What you are asked to do
Take every line from the material that has the word "screenshot" in it.

Stored records
++++++
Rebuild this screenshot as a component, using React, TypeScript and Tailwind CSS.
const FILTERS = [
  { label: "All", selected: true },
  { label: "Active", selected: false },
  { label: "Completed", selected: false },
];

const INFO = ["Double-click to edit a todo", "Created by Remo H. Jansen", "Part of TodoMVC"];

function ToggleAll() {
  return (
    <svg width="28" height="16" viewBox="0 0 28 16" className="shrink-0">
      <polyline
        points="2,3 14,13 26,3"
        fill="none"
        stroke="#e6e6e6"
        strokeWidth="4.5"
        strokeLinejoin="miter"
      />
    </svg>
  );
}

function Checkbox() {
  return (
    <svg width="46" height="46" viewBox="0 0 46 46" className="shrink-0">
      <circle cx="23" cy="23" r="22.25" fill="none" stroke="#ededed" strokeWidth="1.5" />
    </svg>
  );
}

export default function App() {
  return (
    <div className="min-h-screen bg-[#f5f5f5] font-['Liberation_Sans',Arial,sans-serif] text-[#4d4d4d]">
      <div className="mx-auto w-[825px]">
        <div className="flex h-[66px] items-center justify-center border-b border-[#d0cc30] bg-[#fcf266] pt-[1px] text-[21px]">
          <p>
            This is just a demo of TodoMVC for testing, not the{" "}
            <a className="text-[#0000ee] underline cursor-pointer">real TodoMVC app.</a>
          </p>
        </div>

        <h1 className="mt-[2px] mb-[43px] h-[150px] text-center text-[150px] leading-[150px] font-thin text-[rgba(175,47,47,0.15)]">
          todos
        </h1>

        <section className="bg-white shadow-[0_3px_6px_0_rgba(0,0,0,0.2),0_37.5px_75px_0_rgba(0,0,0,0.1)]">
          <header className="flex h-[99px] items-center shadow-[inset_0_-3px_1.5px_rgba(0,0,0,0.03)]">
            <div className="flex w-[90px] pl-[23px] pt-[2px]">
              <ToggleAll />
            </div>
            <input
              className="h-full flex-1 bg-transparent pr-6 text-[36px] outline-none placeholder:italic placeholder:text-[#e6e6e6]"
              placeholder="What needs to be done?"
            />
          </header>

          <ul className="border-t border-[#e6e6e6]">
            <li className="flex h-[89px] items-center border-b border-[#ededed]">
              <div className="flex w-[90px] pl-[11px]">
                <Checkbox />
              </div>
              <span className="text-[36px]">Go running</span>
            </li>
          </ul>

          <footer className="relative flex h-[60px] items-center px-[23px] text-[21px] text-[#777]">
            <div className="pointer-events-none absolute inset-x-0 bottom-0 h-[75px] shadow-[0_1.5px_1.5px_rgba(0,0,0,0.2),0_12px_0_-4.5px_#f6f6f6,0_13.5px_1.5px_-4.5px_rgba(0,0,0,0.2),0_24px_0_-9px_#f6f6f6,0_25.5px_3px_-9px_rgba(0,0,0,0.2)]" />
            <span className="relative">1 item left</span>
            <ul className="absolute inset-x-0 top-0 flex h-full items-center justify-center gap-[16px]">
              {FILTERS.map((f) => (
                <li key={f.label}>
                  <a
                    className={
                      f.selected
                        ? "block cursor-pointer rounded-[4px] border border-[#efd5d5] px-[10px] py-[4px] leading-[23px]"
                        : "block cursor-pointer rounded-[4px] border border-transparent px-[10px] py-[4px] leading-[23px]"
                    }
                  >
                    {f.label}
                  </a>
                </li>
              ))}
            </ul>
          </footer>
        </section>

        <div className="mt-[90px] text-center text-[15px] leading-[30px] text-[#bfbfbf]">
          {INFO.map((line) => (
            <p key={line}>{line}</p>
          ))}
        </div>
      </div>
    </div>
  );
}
++++++
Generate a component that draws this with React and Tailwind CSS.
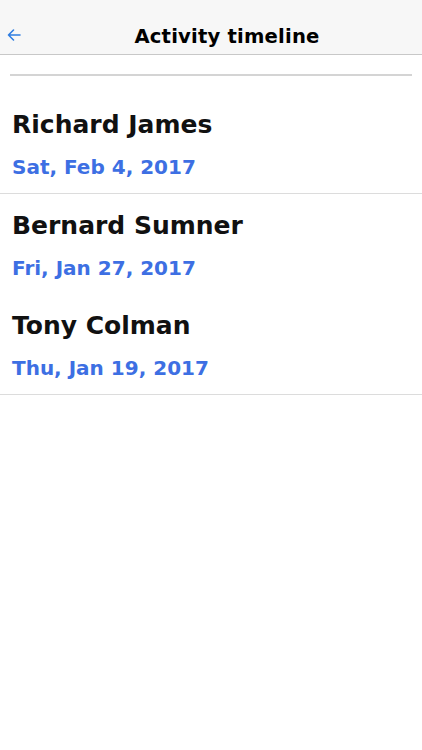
++++++
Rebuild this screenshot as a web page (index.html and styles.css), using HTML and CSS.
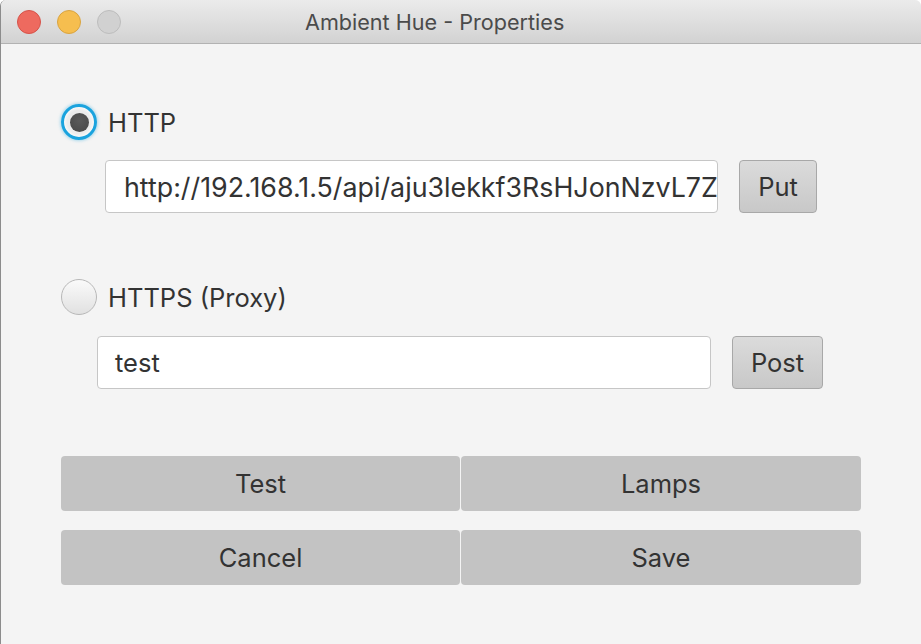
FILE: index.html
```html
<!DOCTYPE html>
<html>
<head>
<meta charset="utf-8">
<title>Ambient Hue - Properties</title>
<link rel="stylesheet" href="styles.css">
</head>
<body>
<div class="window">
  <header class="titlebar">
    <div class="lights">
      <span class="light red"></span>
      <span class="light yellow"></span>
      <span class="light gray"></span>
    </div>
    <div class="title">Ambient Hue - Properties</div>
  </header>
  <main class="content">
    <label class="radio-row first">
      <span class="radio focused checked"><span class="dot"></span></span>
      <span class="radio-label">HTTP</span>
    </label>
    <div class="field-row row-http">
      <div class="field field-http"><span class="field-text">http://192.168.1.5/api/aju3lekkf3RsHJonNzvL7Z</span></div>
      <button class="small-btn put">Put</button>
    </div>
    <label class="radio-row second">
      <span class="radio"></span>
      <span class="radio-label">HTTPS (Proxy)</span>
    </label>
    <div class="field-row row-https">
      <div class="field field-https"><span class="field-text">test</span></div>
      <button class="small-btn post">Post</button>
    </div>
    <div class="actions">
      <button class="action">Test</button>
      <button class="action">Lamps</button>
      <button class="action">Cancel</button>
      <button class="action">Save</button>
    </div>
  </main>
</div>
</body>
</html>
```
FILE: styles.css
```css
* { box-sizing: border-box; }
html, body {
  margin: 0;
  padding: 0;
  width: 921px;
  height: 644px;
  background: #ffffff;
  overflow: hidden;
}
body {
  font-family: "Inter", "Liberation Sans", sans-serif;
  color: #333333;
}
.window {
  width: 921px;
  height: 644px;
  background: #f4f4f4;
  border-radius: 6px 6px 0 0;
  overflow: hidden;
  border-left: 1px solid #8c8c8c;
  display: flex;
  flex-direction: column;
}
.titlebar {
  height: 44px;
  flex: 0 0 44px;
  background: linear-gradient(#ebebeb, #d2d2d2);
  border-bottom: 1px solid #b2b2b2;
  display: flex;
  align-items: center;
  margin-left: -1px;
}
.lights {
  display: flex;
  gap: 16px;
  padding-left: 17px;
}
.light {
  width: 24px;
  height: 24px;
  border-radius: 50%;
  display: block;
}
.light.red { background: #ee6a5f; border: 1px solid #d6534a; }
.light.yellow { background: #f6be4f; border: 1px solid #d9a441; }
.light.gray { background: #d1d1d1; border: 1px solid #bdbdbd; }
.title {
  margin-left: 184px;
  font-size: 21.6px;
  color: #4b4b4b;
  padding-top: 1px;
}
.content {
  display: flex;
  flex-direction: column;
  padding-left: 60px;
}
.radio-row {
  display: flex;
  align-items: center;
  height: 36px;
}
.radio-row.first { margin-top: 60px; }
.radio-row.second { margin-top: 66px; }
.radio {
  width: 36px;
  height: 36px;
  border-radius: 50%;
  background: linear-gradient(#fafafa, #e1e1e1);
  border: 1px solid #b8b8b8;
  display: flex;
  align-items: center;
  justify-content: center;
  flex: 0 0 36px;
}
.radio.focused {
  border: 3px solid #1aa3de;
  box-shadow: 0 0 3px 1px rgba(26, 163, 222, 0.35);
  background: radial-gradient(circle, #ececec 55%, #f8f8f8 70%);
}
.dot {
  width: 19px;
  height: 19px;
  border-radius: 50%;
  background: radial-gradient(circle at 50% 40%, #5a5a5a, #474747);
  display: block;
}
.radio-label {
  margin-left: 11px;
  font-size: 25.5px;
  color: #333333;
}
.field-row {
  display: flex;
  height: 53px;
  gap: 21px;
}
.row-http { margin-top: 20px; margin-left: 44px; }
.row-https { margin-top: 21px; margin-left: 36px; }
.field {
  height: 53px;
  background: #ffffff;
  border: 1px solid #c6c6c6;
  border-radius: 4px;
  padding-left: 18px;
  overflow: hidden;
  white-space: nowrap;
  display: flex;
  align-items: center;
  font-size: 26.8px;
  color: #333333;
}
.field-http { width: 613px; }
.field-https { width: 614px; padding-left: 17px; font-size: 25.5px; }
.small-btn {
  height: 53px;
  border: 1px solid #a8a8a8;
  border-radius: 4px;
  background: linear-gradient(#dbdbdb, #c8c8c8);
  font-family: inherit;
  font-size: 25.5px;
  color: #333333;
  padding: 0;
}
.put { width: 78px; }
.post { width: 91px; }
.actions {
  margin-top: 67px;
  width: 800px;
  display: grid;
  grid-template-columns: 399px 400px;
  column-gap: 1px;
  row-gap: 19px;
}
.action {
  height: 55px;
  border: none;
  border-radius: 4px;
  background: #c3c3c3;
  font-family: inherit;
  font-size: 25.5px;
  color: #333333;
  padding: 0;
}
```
++++++
Worked answer
Rebuild this screenshot as a component, using React, TypeScript and Tailwind CSS.
Rebuild this screenshot as a web page (index.html and styles.css), using HTML and CSS.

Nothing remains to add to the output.